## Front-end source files
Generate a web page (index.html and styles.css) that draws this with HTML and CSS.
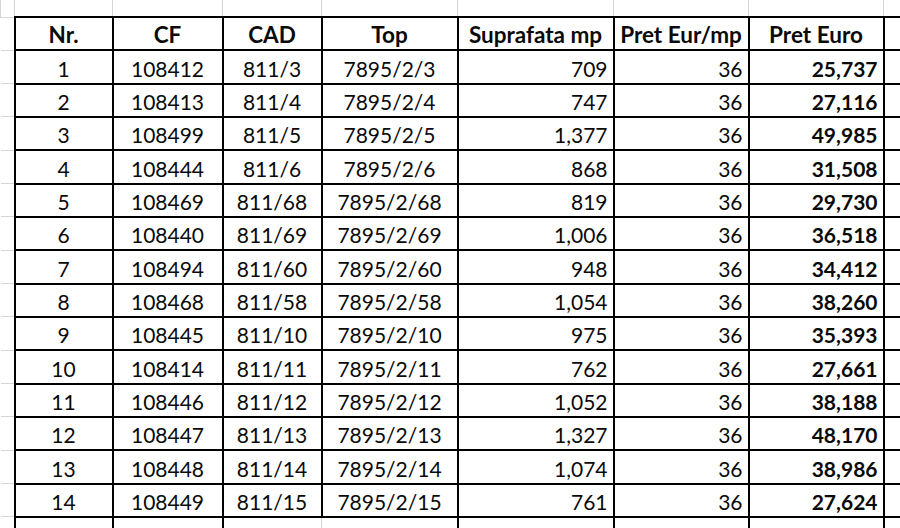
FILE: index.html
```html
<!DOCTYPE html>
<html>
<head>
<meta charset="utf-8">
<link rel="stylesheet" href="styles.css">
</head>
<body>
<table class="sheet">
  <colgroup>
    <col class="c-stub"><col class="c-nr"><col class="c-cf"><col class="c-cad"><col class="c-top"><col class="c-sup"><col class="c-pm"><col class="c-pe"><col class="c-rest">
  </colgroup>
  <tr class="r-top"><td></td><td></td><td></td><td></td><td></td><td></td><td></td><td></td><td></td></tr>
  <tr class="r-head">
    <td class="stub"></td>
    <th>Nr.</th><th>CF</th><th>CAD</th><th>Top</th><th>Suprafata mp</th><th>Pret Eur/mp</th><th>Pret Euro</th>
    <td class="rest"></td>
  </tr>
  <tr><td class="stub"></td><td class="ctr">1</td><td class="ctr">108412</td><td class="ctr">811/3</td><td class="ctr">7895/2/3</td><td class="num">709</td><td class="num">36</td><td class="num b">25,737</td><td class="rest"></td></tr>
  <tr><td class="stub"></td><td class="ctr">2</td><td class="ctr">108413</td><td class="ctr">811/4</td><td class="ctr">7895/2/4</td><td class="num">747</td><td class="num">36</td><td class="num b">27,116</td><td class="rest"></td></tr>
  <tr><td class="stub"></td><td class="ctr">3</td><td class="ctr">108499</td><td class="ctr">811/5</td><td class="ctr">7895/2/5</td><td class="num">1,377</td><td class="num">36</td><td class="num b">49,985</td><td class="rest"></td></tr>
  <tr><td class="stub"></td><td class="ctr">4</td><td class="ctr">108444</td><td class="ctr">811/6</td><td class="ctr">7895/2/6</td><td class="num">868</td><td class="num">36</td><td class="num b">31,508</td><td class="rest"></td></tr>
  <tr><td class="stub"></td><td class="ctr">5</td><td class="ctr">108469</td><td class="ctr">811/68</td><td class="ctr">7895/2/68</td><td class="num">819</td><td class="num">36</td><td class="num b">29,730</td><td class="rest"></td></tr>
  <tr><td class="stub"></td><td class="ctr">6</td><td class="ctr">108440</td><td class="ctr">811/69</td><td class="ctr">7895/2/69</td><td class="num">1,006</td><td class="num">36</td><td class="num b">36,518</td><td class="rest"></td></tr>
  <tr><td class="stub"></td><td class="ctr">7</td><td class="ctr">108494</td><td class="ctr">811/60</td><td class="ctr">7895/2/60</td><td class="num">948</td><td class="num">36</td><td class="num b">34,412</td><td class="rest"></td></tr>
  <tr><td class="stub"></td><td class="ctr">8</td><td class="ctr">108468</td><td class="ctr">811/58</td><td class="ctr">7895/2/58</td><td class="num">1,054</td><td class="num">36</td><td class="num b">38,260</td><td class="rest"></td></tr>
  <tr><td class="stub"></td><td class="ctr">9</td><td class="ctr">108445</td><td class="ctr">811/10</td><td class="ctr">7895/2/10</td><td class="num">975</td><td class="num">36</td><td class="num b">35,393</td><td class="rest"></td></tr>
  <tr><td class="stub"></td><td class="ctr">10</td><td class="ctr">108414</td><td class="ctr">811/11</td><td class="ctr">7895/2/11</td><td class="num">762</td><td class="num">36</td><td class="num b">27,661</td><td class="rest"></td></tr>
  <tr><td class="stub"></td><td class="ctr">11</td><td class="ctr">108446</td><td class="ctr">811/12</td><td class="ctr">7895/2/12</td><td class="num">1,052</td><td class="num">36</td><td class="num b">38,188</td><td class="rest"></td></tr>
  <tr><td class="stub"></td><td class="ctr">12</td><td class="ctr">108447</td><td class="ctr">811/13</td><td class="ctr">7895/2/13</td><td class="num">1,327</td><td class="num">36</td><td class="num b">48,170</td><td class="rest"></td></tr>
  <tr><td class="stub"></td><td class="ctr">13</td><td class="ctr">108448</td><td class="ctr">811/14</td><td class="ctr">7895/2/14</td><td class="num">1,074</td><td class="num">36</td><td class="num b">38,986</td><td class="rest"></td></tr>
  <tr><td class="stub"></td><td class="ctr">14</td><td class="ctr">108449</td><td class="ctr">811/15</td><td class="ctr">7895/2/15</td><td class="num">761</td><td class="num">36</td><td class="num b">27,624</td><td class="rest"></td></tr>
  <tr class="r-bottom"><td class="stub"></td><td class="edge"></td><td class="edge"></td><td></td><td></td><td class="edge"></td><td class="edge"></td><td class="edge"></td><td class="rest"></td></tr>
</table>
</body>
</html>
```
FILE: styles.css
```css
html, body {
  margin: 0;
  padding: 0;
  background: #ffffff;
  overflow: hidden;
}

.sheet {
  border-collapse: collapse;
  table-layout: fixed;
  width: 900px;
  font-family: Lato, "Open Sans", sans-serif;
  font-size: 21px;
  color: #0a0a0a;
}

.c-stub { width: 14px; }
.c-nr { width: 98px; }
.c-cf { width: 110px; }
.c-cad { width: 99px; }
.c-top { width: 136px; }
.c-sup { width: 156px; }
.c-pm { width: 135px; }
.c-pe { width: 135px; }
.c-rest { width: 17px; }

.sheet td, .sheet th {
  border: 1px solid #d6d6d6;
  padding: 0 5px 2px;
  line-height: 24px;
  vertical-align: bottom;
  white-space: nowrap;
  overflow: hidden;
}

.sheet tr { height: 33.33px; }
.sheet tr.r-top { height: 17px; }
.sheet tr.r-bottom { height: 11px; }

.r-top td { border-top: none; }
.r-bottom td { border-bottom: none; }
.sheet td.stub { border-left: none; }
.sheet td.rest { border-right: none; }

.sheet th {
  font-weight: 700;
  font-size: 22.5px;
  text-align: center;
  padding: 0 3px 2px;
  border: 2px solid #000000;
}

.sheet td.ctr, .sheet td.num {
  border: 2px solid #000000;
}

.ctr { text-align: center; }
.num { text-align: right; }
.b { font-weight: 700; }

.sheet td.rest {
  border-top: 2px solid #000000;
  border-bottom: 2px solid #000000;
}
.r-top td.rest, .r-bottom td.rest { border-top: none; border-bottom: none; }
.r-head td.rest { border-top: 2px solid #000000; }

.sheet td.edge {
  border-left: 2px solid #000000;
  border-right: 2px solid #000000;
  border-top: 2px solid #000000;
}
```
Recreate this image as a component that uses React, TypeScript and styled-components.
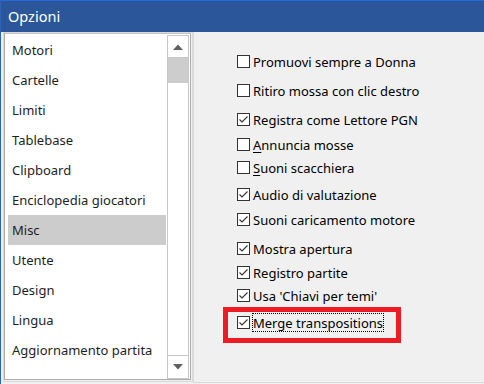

## Required task
Every line of the records that includes the word "styles" should be gathered.

## Written response
Generate a web page (index.html and styles.css) that draws this with HTML and CSS.
<link rel="stylesheet" href="styles.css">
FILE: styles.css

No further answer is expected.